Baillie acknowledges that obtaining mental-health resources can be difficult.
“We end up dealing up with an increasing number of mental-health calls, because of the people who have fallen, not through the cracks, but through the cavernous holes that we have in our system.”
Police in Lethbridge, Alta., recorded a 19 per cent drop in use of force encounters last year compared to 2020. Some 28 per cent of subjects were in a state of crisis at the time.
Acting Staff Sgt. Rick Semenuik said the service has added a second mental-health professional to pair with officers.
“It’s been very useful. I can speak from personal experience,” he said.
“They had a relationship with the person and they talked to them and there was never any force used. It was done peacefully every time.”
Semenuik said Lethbridge officers receive mental-health training annually and focus on communicating with those who are going through a crisis.
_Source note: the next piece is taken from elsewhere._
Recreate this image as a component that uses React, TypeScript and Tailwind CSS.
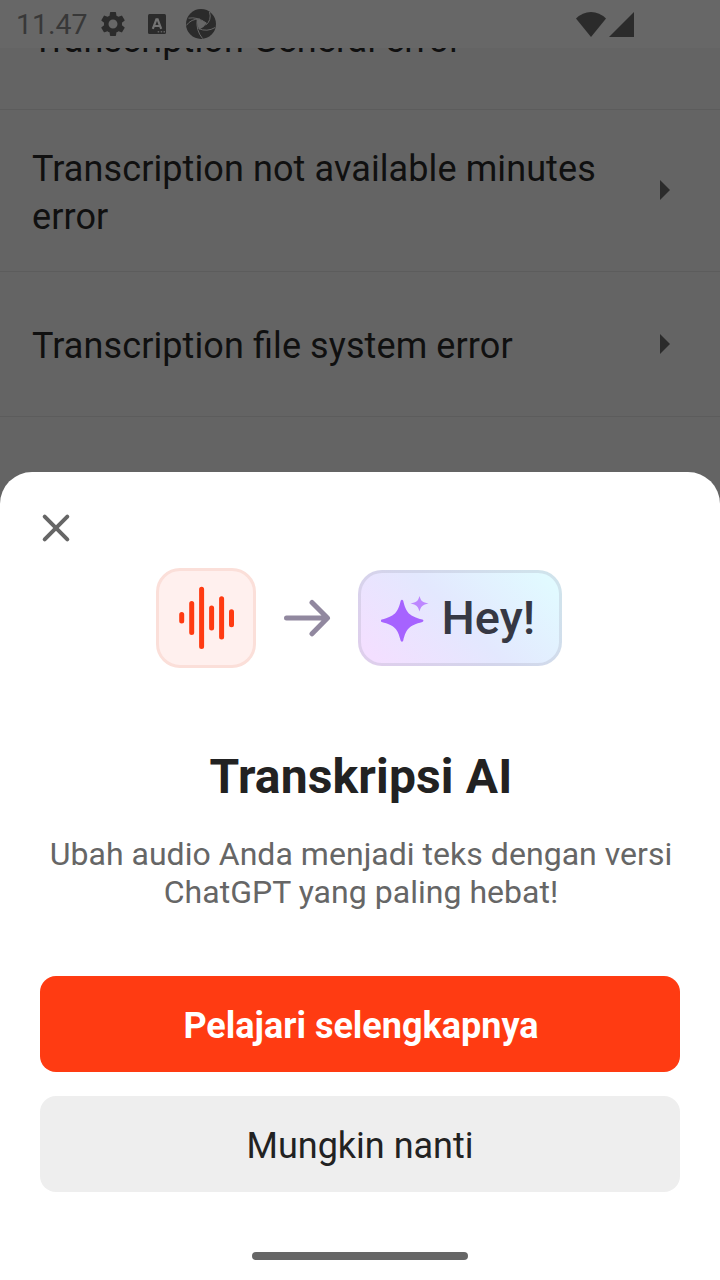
import React from "react";

function StatusBar() {
  return (
    <header className="relative z-10 flex h-12 shrink-0 items-center bg-[#676767] text-[#2b2b2b]">
      <span className="ml-4 w-[71px] whitespace-nowrap pt-[3px] text-[28.5px] leading-none text-[#383838]">11.47</span>
      <svg className="ml-[11px] h-[30px] w-[30px]" viewBox="0 0 24 24" fill="currentColor">
        <path d="M19.14 12.94c.04-.3.06-.61.06-.94 0-.32-.02-.64-.07-.94l2.03-1.58a.49.49 0 0 0 .12-.61l-1.92-3.32a.488.488 0 0 0-.59-.22l-2.39.96c-.5-.38-1.03-.7-1.62-.94l-.36-2.54a.484.484 0 0 0-.48-.41h-3.84c-.24 0-.43.17-.47.41l-.36 2.54c-.59.24-1.13.57-1.62.94l-2.39-.96c-.22-.08-.47 0-.59.22L2.74 8.87c-.12.21-.08.47.12.61l2.03 1.58c-.05.3-.09.63-.09.94s.02.64.07.94l-2.03 1.58a.49.49 0 0 0-.12.61l1.92 3.32c.12.22.37.29.59.22l2.39-.96c.5.38 1.03.7 1.62.94l.36 2.54c.05.24.24.41.48.41h3.84c.24 0 .44-.17.47-.41l.36-2.54c.59-.24 1.13-.56 1.62-.94l2.39.96c.22.08.47 0 .59-.22l1.92-3.32c.12-.22.07-.47-.12-.61l-2.01-1.58zM12 15.6A3.61 3.61 0 0 1 8.4 12c0-1.98 1.62-3.6 3.6-3.6s3.6 1.62 3.6 3.6-1.62 3.6-3.6 3.6z" />
      </svg>
      <svg className="ml-5 h-5 w-[18px]" viewBox="0 0 18 20">
        <rect width="18" height="20" rx="1.5" fill="currentColor" />
        <path d="M4.8 14.8 8.4 5.4h1.2l3.6 9.4M6.2 12h5.6" fill="none" stroke="#737373" strokeWidth="2.2" />
        <path d="M9.7 17.8h1.5M12.7 17.8h1.5M15.5 17.8h1.5" stroke="#606060" strokeWidth="1.5" />
      </svg>
      <svg className="ml-5 h-[30px] w-[30px]" viewBox="0 0 30 30">
        <circle cx="15" cy="15" r="15" fill="currentColor" />
        <path d="M11.2 10.2 Q16.8 10.8 20.6 14.2 Q18.5 18 13.3 20.6 Q10.2 15.5 11.2 10.2Z" fill="#676767" />
        <g fill="none" stroke="#676767" strokeWidth="1">
          <path d="M2.5 9.2Q11 7.4 20.6 14.2" />
          <path d="M23.5 3Q26 11.3 19.5 16.3" />
          <path d="M29.2 18.5Q21 23.3 12.5 19.6" />
          <path d="M16.5 29.5Q9.6 21 11.2 10.2" />
          <path d="M.4 16.4Q5 9.7 14 10" />
        </g>
      </svg>
      <svg className="ml-auto h-[25px] w-[30px]" viewBox="0 0 30 25" fill="currentColor">
        <path d="M0 6.6Q6.5 0 15 0t15 6.6L15 25Z" />
      </svg>
      <svg className="mr-[86px] ml-[3px] h-[25px] w-[25px]" viewBox="0 0 25 25" fill="currentColor">
        <path d="M25 0V25H0Z" />
      </svg>
    </header>
  );
}

function Caret() {
  return (
    <svg className="mr-[50px] h-5 w-2.5 shrink-0" viewBox="0 0 10 20" fill="#2b2b2b">
      <path d="M0 0 10 10 0 20Z" />
    </svg>
  );
}

function ErrorList() {
  return (
    <ul className="h-[424px] shrink-0 text-[36px] leading-[48px] tracking-[0.1px] text-[#101010] [font-feature-settings:'liga'_1]">
      <li className="flex h-[62px] items-end overflow-hidden border-b border-[#5c5c5c] pb-[45px] pl-8">
        <span className="whitespace-nowrap">Transcription General error</span>
      </li>
      <li className="flex h-[162px] items-center justify-between border-b border-[#5c5c5c] pb-[2px] pl-8">
        <span className="w-[600px] pt-[7px]">Transcription not available minutes error</span>
        <Caret />
      </li>
      <li className="flex h-[145px] items-center justify-between border-b border-[#5c5c5c] pl-8">
        <span className="pt-[3px]">Transcription file system error</span>
        <Caret />
      </li>
    </ul>
  );
}

function Illustration() {
  return (
    <div className="mt-5 flex h-[100px] items-center justify-center pr-[3px]">
      <div className="flex h-[100px] w-[100px] items-center justify-center rounded-[24px] border-3 border-[#fbdfd9] bg-[#fff0ee]">
        <svg className="h-16 w-14" viewBox="0 0 56 64" fill="none" stroke="#ff3b12" strokeWidth="5" strokeLinecap="round">
          <path d="M3.7 28.5v6.6M13.7 17.6v28.9M23.6 3.3v57.3M33.6 22.1v20M43.6 12.8v38.3M53.5 25.7v13" />
        </svg>
      </div>
      <svg className="mr-[27px] ml-[27px] h-10 w-12" viewBox="0 0 48 40" fill="none" stroke="#91889f" strokeWidth="5" strokeLinecap="round" strokeLinejoin="round">
        <path d="M3.5 20H44M29 4.5 44.5 20 29 35.8" />
      </svg>
      <div className="flex h-24 w-[204px] items-center rounded-[24px] border-3 border-[#a0a0b440] bg-[linear-gradient(45deg,#f3dfff_8%,#e3e8fe_50%,#e1faff_92%)] bg-origin-border pl-5">
        <svg className="mt-[2px] h-[46px] w-12 shrink-0" viewBox="0 0 48 46">
          <path d="M19.7 4.8Q21 2.8 22.2 4.8C25.2 17 28 20 41.4 23.6Q43.5 24.8 41.4 26C28 29.6 25.2 32.6 22.2 44.8Q21 46.8 19.7 44.8C16.7 32.6 13.9 29.6.7 26Q-1.4 24.8.7 23.6C13.9 20 16.7 17 19.7 4.8Z" fill="#a663ff" />
          <path d="M38.5 0C40 5.5 41.5 6.3 47.5 7.5 41.5 9 40 10 38.5 15.5 37 10 35.5 9 29.5 7.5 35.5 6.3 37 5.5 38.5 0Z" fill="#bd87ff" />
        </svg>
        <span className="ml-[13px] pb-[2px] text-[47px] leading-none font-medium text-[#363844]">Hey!</span>
      </div>
    </div>
  );
}

function PromoSheet() {
  return (
    <section className="flex h-[808px] shrink-0 flex-col rounded-t-[32px] bg-white px-10 pt-10 text-center">
      <button className="flex h-8 w-8 items-center justify-center self-start" aria-label="Tutup">
        <svg className="h-8 w-8" viewBox="0 0 32 32" fill="none" stroke="#666" strokeWidth="4" strokeLinecap="round">
          <path d="m4.7 4.7 22.6 22.6M27.3 4.7 4.7 27.3" />
        </svg>
      </button>
      <div className="mt-1"><Illustration /></div>
      <h1 className="mt-[81px] h-14 pl-[2px] text-[48px] leading-[56px] font-bold tracking-[0.15px] text-[#222]">Transkripsi AI</h1>
      <p className="-mx-4 mt-[30px] pl-[2px] text-[32px] leading-[38px] tracking-[0.03px] text-[#666]">
        Ubah audio Anda menjadi teks dengan versi<br />ChatGPT yang paling hebat!
      </p>
      <button className="mt-[65px] h-24 shrink-0 rounded-2xl bg-[#ff3b12] pt-[3px] pl-[2px] text-[36px] font-bold text-white">Pelajari selengkapnya</button>
      <button className="mt-6 h-24 shrink-0 rounded-2xl bg-[#eee] pt-[3px] text-[36px] text-[#222]">Mungkin nanti</button>
      <div className="mx-auto mt-[60px] h-2 w-[216px] shrink-0 rounded-full bg-[#666]" />
    </section>
  );
}

export default function App() {
  return (
    <main className="flex h-[1280px] w-[720px] flex-col overflow-hidden bg-[#646464] font-[Roboto,sans-serif]">
      <StatusBar />
      <ErrorList />
      <PromoSheet />
    </main>
  );
}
Police in Vancouver began a program in 1978 called Car 87, which teams a constable with a registered nurse or psychiatric nurse to provide on-site assessments and intervention — when there’s no safety risk — for people living with mental illness.
Sgt. Steve Addison said officers on the front line deal with more serious cases.
“There’s a huge mental-health crisis here in Vancouver. Our officers are encountering people who are living … in psychosis, struggling on a very frequent basis,” he said.
“They’re frequently coming in contact with police officers … because they’re falling through the cracks. They’re not getting the support they need further up the line.”
Vancouver police have been vocal about the need to provide social supports for people with mental-health issues, addictions, poverty and homelessness, Addison said.
“We’re first responders, but we’re also the last resort for people in crisis, so at 3 o’clock in the morning when someone’s in psychosis and waving around a sword or feeling suicidal or hanging off the side of a bridge, who gets called?”
Specialized officers expert in crisis negotiation are deployed several times a day when someone is suicidal, experiencing an extreme mental-health episode or is posing a public safety risk, Addison said.
“We’ll be the first to call for more support for people who are living with these very, very complex needs, so they don’t have to come in contact with the police for what often is a mental-health issue.”